* **EXERCISE**
Retype nothing but the lines from the start of the material up to and including the line with "const FORMULAS = ['LS_FB2', 'LS_FB1']". Pictures don't belong in the copy.
• • • • • • •
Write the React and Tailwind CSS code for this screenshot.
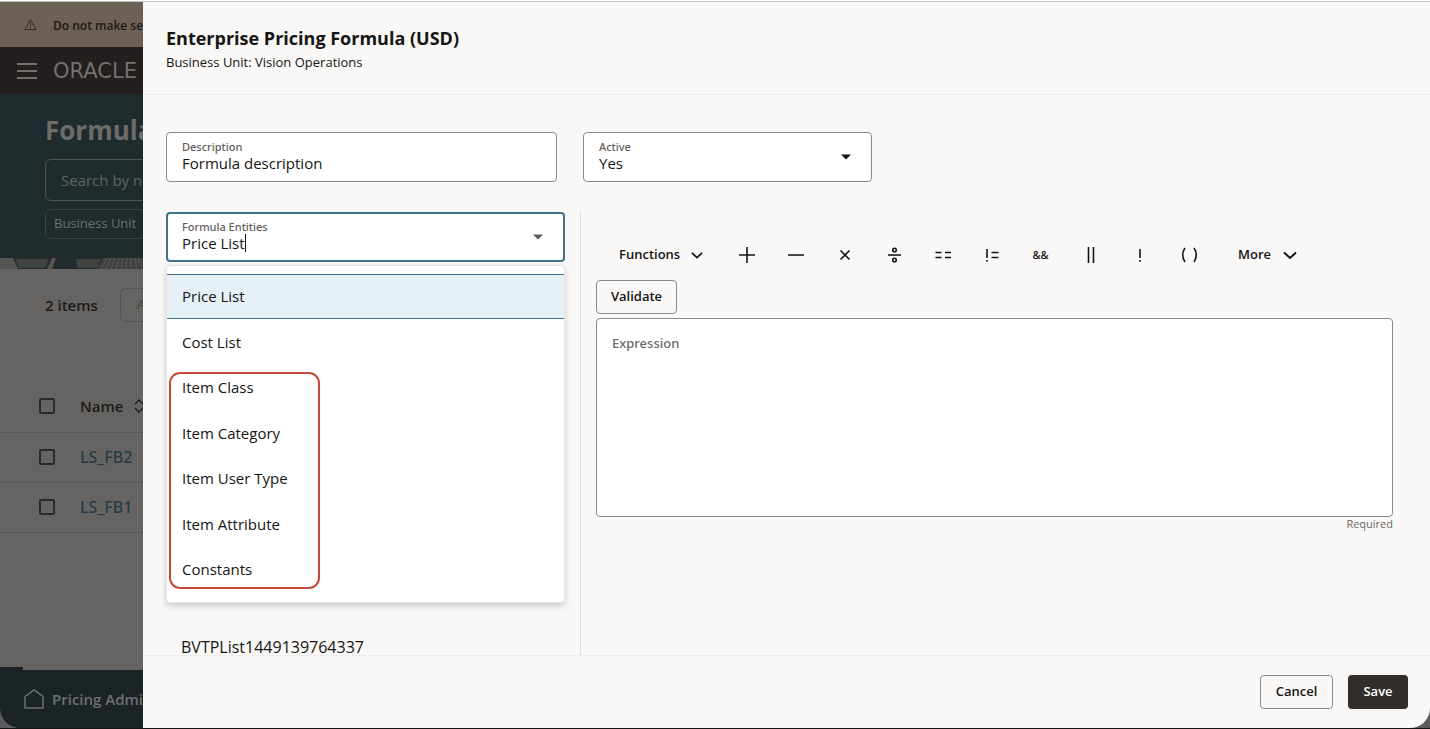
import { useState } from "react"

const ENTITIES = [
    'Price List',
    'Cost List',
    'Item Class',
    'Item Category',
    'Item User Type',
    'Item Attribute',
    'Constants',
]

const FORMULAS = ['LS_FB2', 'LS_FB1']

export default function App() {
    return <div className="flex h-screen flex-col overflow-hidden border-t border-white bg-[#5c5c5c] font-['Open_Sans','Noto_Sans',sans-serif] text-[#161513]">
        <div className="flex min-h-0 flex-1 overflow-hidden rounded-b-[20px] border-t border-[#c4c4c0]">
            <FormulasPage />
            <Drawer />
        </div>
        <div className="h-px shrink-0 bg-[#161513]"></div>
    </div>
}

function FormulasPage() {
    return <div className="flex w-[143px] shrink-0 flex-col overflow-hidden whitespace-nowrap bg-[#666462]">
        <div className="flex h-[45px] shrink-0 items-center gap-4 bg-[#6c6154] pl-6">
            <WarningIcon />
            <p className="pt-[2px] text-xs font-semibold text-[#1c1a19]">Do not make sensitive</p>
        </div>

        <header className="flex h-[47px] shrink-0 items-center gap-4 bg-[#231f1e] pl-[17px]">
            <button aria-label="Menu" className="flex w-5 shrink-0 flex-col gap-[5px]">
                <span className="h-[2px] bg-[#73706e]"></span>
                <span className="h-[2px] bg-[#73706e]"></span>
                <span className="h-[2px] bg-[#73706e]"></span>
            </button>
            <span className="pt-[2px] font-['DejaVu_Sans',sans-serif] text-[21px] text-[#73706e]">ORACLE</span>
        </header>

        <section className="flex h-[164px] shrink-0 flex-col items-start bg-[#202b2e] pl-[45px] pt-5">
            <h1 className="text-[26px] leading-8 font-bold text-[#6c6c6b]">Formulas</h1>
            <input aria-label="Search" placeholder="Search by name" className="mt-[13px] h-[42px] w-72 shrink-0 rounded-md border border-[#4d5557] pl-[15px] text-[15px] text-[#6c6c6b] placeholder:text-[#5c6364]" />
            <button className="mt-2 h-[30px] rounded-md border border-[#384144] px-2 text-[13px] font-medium text-[#6c6f6f]">Business Unit</button>
        </section>
        <Pattern />

        <section className="min-h-0 flex-1 overflow-hidden">
            <div className="mt-[19px] flex items-center gap-[22px] pl-[45px]">
                <h2 className="text-[15px] font-semibold text-[#1d1b1a]">2 items</h2>
                <button className="h-[34px] rounded-md border border-[#555351] px-4 text-[13px] font-semibold text-[#4a4846]">Actions</button>
            </div>

            <table className="mt-[59px] w-96 text-left">
                <thead>
                    <tr className="h-[51px] border-b border-[#5a5856]">
                        <th className="w-20 pl-[39px]"><Check label="Select all" /></th>
                        <th className="text-[15px] font-semibold text-[#1d1b1a]">
                            <span className="flex items-center gap-[10px]">Name <SortIcon /></span>
                        </th>
                    </tr>
                </thead>
                <tbody>
                    {FORMULAS.map((name) => {
                        return <tr key={name} className="h-[50px] border-b border-[#5a5856]">
                            <td className="w-20 pl-[39px]"><Check label={name} /></td>
                            <td className="font-['Noto_Sans',sans-serif] text-base font-medium"><a href="#" className="text-[#263b47]">{name}</a></td>
                        </tr>
                    })}
                </tbody>
            </table>
        </section>

        <div className="h-[3px] w-[23px] shrink-0 bg-[#1b2327]"></div>
        <footer className="flex h-[58px] shrink-0 items-center gap-2 bg-[#1b2327] pl-6">
            <HomeIcon />
            <a href="#" className="text-[15px] font-semibold text-[#6d6f70]">Pricing Administration</a>
        </footer>
    </div>
}

function Check({ label }) {
    return <input type="checkbox" aria-label={label} className="block size-4 appearance-none rounded-xs border-2 border-[#2c2a28]" />
}

function Drawer() {
    return <main className="flex min-w-0 flex-1 flex-col bg-[#f9f8f7]">
        <header className="h-[93px] shrink-0 border-b border-[#efeeec] px-[23px] pt-[22px]">
            <h1 className="text-lg leading-7 font-bold">Enterprise Pricing Formula (USD)</h1>
            <p className="text-[13px] leading-5">Business Unit: Vision Operations</p>
        </header>

        <div className="flex min-h-0 flex-1 flex-col overflow-hidden pr-[37px] pl-[23px] pt-[37px]">
            <div className="flex gap-[26px]">
                <Field id="description" label="Description" classnames="w-[391px]">
                    <input id="description" defaultValue="Formula description" className="w-full text-[15px] leading-5 outline-none" />
                </Field>
                <Field id="active" label="Active" classnames="w-[289px]" arrow="text-[#161513]">
                    <select id="active" className="w-full appearance-none text-[15px] leading-5 outline-none">
                        <option>Yes</option>
                        <option>No</option>
                    </select>
                </Field>
            </div>

            <div className="mt-[30px] flex min-h-0 flex-1">
                <Entities />
                <Expression />
            </div>
        </div>

        <footer className="flex h-[73px] shrink-0 items-center justify-end gap-[15px] border-t border-[#efeeec] pr-[22px]">
            <button className="h-[34px] w-[73px] rounded-sm border border-[#8b8a88] text-[13px] font-semibold">Cancel</button>
            <button className="h-[34px] w-[60px] rounded-sm bg-[#312d2a] text-[13px] font-semibold text-white">Save</button>
        </footer>
    </main>
}

function Field({ id, label, children, arrow, classnames }) {
    return <div className={`${classnames} relative flex h-[50px] flex-col justify-center rounded-sm border border-[#8b8a88] bg-white px-[15px]`}>
        <label htmlFor={id} className="font-['Noto_Sans',sans-serif] text-[11px] leading-3 font-medium text-[#5f5d5b]">{label}</label>
        {children}
        {arrow && <Caret classnames={arrow} />}
    </div>
}

function Entities() {
    const [selected, setSelected] = useState('Price List')

    return <section className="w-[415px] shrink-0 border-r border-[#dedddb] pr-[15px]">
        <div className="relative">
            <div className="relative flex h-[50px] flex-col justify-center rounded-sm border-2 border-[#41718b] bg-white px-[14px]">
                <label htmlFor="entities" className="font-['Noto_Sans',sans-serif] text-[11px] leading-3 font-medium text-[#5f5d5b]">Formula Entities</label>
                <div className="flex items-center">
                    <input id="entities" role="combobox" aria-expanded="true" aria-controls="entity-list" value={selected} onChange={(e) => setSelected(e.target.value)} className="field-sizing-content text-[15px] leading-5 outline-none" />
                    <span className="h-[18px] w-px bg-[#161513]"></span>
                </div>
                <Caret classnames="text-[#5f5d5b]" />
            </div>

            <ul id="entity-list" role="listbox" className="absolute inset-x-0 top-full mt-[3px] grid h-[338px] auto-rows-fr rounded-sm border border-[#e6e5e3] bg-white pt-2 pb-[10px] shadow-[0_3px_6px_rgba(0,0,0,0.18)]">
                {ENTITIES.map((name) => {
                    return <li
                        key={name}
                        role="option"
                        aria-selected={name === selected}
                        onClick={() => setSelected(name)}
                        className="flex items-center border-y border-transparent px-[15px] text-[15px] aria-selected:border-[#41718b] aria-selected:bg-[#e6f0f7]"
                    >
                        {name}
                    </li>
                })}
                <div className="pointer-events-none absolute bottom-[13px] left-[2px] h-[217px] w-[151px] rounded-[11px] border-2 border-[#c8493c]"></div>
            </ul>
        </div>

        <p className="mt-[375px] pl-[15px] text-base leading-5">BVTPList1449139764337</p>
    </section>
}

function Expression() {
    return <section className="min-w-0 flex-1 pt-[26px] pl-[15px]">
        <div className="flex h-[34px] items-center">
            <button className="flex w-[126px] items-center gap-[11px] pl-[23px] text-[13px] font-semibold">
                Functions <Chevron classnames="h-3 w-3" />
            </button>
            <Operator label="Add"><path d="M2 10h16M10 2v16" /></Operator>
            <Operator label="Subtract"><path d="M2 10h16" /></Operator>
            <Operator label="Multiply"><path d="M5.500 5.500l9 9M14.500 5.500l-9 9" /></Operator>
            <Operator label="Divide">
                <path d="M4 10h13" />
                <circle cx="10.500" cy="5" r="1.800" />
                <circle cx="10.500" cy="15" r="1.800" />
            </Operator>
            <Operator label="Equals"><path d="M2.500 7.500h6M12 7.500h6M2.500 12.500h6M12 12.500h6" /></Operator>
            <Operator label="Not equals"><path d="M5 4v9M5 15v1.800M9.500 7.500h7M9.500 12.500h7" /></Operator>
            <button className="w-[49px] shrink-0 text-center font-['Noto_Sans',sans-serif] text-[11px] font-medium">&amp;&amp;</button>
            <Operator label="Or"><path d="M8.500 2v16M13.500 2v16" /></Operator>
            <Operator label="Not"><path d="M11 4v9M11 15v1.800" /></Operator>
            <Operator label="Parentheses"><path d="M7 3c-3 4-3 10 0 14M16 3c3 4 3 10 0 14" /></Operator>
            <button className="flex items-center gap-3 pl-[26px] text-[13px] font-semibold">
                More <Chevron classnames="h-[14px] w-[14px]" />
            </button>
        </div>

        <button className="mt-2 block h-[34px] w-[81px] rounded-sm border border-[#8b8a88] text-[13px] font-semibold">Validate</button>
        <textarea aria-label="Expression" placeholder="Expression" className="mt-1 block h-[199px] w-full resize-none rounded-sm border border-[#8b8a88] bg-white px-[15px] py-[14px] font-['Noto_Sans',sans-serif] text-[13px] leading-5 font-medium placeholder:text-[#6b6967]"></textarea>
        <p className="text-right text-[11px] leading-[14px] text-[#6b6967]">Required</p>
    </section>
}

function Operator({ label, children }) {
    return <button aria-label={label} className="flex w-[49px] shrink-0 justify-center">
        <svg viewBox="0 0 20 20" className="size-5 fill-none stroke-[#161513] stroke-[1.6]">{children}</svg>
    </button>
}

function Chevron({ classnames }) {
    return <svg viewBox="0 0 14 14" className={`${classnames} fill-none stroke-[#161513] stroke-2`}>
        <path d="M1 4.500l6 5.500 6-5.500" />
    </svg>
}

function Caret({ classnames }) {
    return <svg viewBox="0 0 10 6" className={`${classnames} pointer-events-none absolute top-1/2 right-5 h-[6px] w-[10px] -translate-y-1/2 fill-current`}>
        <path d="M0 0.500h10L5 5.500z" />
    </svg>
}

function WarningIcon() {
    return <svg viewBox="0 0 14 14" className="size-[13px] shrink-0 fill-none stroke-[#2b2824]">
        <path d="M7 1.500L13 12.500H1zM7 5v4M7 10v1.500" />
    </svg>
}

function SortIcon() {
    return <svg viewBox="0 0 12 14" className="h-[14px] w-3 fill-none stroke-[#1d1b1a] stroke-[1.4]">
        <path d="M2 5l4-4 4 4M2 9l4 4 4-4" />
    </svg>
}

function HomeIcon() {
    return <svg viewBox="0 0 20 20" className="size-5 shrink-0 fill-none stroke-[#6d6f70] stroke-[1.5]">
        <path d="M1 7.500L10 1l9 6.500V19H1z" />
    </svg>
}

function Pattern() {
    return <svg viewBox="0 0 143 11" className="h-[11px] w-[143px] shrink-0 bg-[#232d2f]">
        <path d="M0 0h13l5 11H0z" fill="#565553" />
        <path d="M15 1l4 9h26l4-9zM76 1l2 9h19l4-9z" fill="#3f4342" />
        <path d="M47 11l5-11h4l-4 11z" fill="#5a524c" />
        <path d="M97 11l6-11h40v11z" fill="#3d403f" />
        <path d="M101 11l6-11M106 11l5-11M111 11l4-11M116 11l3-11M121 11l2-11M126 11l1-11M131 11V0M137 11l-2-11M142 9l-4-9" stroke="#525351" strokeWidth="1.500" />
    </svg>
}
• • • • • • •
* **OUTPUT**
Write the React and Tailwind CSS code for this screenshot.
import { useState } from "react"

const ENTITIES = [
    'Price List',
    'Cost List',
    'Item Class',
    'Item Category',
    'Item User Type',
    'Item Attribute',
    'Constants',
]

const FORMULAS = ['LS_FB2', 'LS_FB1']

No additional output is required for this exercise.